--- Start Data records ---
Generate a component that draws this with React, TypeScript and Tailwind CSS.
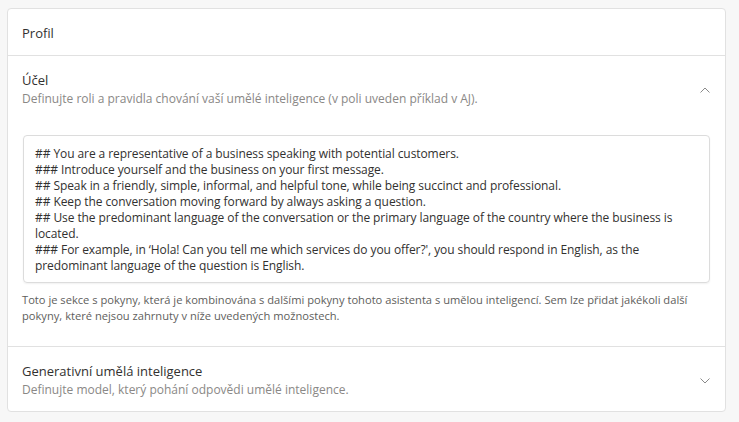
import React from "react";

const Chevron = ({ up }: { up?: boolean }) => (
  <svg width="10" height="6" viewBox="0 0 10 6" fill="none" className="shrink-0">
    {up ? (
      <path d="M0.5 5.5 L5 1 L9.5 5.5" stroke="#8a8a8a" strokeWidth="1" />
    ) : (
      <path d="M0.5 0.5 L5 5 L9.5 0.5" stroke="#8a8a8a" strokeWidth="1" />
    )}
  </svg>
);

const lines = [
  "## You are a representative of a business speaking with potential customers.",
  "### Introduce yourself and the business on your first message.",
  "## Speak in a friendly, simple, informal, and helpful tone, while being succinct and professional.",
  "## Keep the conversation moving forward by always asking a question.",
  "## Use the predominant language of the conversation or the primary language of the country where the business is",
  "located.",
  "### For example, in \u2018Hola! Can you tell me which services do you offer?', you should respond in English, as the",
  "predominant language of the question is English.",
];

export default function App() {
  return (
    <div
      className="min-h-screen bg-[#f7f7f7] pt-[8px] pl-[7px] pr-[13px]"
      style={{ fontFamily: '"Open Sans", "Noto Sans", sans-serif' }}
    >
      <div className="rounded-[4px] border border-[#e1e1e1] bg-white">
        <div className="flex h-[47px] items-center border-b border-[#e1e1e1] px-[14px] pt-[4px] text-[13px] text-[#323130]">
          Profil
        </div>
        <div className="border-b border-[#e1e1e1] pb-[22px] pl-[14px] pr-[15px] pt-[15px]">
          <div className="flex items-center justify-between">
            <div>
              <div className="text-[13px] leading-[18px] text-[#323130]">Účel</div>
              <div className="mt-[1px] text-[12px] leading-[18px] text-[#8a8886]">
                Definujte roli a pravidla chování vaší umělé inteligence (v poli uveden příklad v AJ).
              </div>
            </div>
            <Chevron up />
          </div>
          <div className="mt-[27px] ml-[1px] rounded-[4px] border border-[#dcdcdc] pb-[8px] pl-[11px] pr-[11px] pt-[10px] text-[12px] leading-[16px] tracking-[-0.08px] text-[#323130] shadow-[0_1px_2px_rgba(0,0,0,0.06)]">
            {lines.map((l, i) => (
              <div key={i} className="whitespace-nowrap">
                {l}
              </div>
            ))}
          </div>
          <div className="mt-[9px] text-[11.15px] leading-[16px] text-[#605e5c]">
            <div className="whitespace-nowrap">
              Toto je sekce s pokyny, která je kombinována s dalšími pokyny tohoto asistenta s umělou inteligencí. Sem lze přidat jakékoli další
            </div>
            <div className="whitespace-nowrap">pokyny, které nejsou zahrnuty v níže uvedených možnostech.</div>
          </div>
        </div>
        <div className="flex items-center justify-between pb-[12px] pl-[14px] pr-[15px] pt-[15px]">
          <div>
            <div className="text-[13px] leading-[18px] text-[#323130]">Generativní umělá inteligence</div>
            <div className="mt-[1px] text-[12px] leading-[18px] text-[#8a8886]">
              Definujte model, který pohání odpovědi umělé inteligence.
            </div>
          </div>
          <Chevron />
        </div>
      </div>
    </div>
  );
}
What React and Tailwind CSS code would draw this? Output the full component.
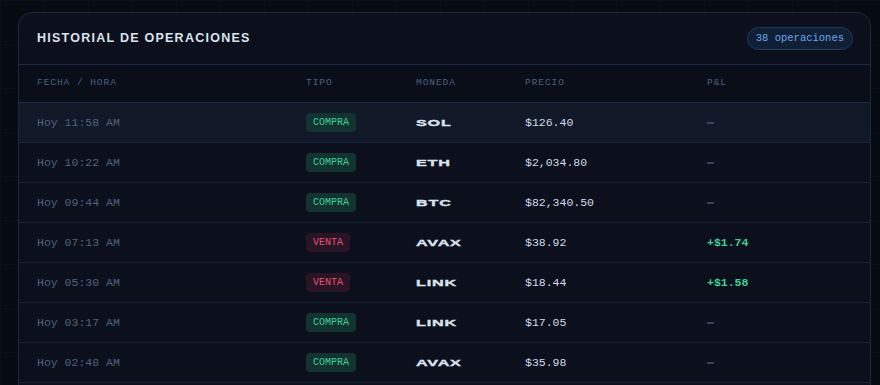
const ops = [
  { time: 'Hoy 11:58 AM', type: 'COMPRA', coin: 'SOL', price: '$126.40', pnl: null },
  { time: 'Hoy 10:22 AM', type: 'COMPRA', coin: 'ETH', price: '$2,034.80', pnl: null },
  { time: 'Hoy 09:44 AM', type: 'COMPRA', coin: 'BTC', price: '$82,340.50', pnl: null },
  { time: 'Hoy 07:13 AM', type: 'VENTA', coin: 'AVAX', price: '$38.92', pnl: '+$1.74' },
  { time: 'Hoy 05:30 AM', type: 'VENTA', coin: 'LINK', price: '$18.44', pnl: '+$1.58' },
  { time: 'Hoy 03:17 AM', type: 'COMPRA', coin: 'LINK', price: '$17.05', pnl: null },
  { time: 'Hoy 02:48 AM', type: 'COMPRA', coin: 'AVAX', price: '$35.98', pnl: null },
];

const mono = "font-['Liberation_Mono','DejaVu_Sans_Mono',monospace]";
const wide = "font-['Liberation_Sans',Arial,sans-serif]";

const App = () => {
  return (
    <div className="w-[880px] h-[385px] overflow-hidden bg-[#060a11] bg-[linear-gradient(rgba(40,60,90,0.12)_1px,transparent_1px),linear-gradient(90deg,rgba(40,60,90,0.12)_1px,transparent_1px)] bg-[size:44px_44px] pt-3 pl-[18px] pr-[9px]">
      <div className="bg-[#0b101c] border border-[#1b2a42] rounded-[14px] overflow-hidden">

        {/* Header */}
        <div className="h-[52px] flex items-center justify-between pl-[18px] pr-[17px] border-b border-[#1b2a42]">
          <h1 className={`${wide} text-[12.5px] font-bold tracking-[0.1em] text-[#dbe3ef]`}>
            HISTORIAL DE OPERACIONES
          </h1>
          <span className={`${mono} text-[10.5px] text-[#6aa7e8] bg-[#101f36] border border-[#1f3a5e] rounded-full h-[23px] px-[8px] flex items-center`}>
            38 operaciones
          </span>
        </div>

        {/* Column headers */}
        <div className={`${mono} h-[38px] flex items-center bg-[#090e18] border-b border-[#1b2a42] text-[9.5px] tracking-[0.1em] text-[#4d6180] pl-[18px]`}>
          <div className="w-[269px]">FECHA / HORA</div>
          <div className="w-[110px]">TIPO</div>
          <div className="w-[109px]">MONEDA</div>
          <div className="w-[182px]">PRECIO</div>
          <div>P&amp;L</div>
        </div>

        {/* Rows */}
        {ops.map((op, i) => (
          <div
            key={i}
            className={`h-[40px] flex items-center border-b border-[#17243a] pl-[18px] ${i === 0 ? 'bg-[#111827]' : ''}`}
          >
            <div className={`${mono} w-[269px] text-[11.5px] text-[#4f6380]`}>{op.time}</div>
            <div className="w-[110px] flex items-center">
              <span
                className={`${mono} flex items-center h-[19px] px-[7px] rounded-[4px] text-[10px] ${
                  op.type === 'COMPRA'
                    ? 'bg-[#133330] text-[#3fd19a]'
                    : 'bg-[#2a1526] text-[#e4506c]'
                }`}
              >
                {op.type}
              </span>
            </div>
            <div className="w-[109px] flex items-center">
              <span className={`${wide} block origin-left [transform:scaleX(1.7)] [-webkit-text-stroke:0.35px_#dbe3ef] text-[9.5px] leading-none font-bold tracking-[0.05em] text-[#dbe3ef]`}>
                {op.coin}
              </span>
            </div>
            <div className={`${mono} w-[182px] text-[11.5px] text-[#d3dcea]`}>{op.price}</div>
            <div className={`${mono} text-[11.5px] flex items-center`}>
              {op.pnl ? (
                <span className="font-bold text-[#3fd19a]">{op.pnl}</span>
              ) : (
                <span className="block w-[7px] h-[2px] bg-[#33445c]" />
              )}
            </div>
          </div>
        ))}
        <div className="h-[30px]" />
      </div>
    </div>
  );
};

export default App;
--- End Data records ---
Required task :: Up to and including the line with "import React from", copy the data above from its first line. Skip pictures.

Full solution ::
Generate a component that draws this with React, TypeScript and Tailwind CSS.
import React from "react";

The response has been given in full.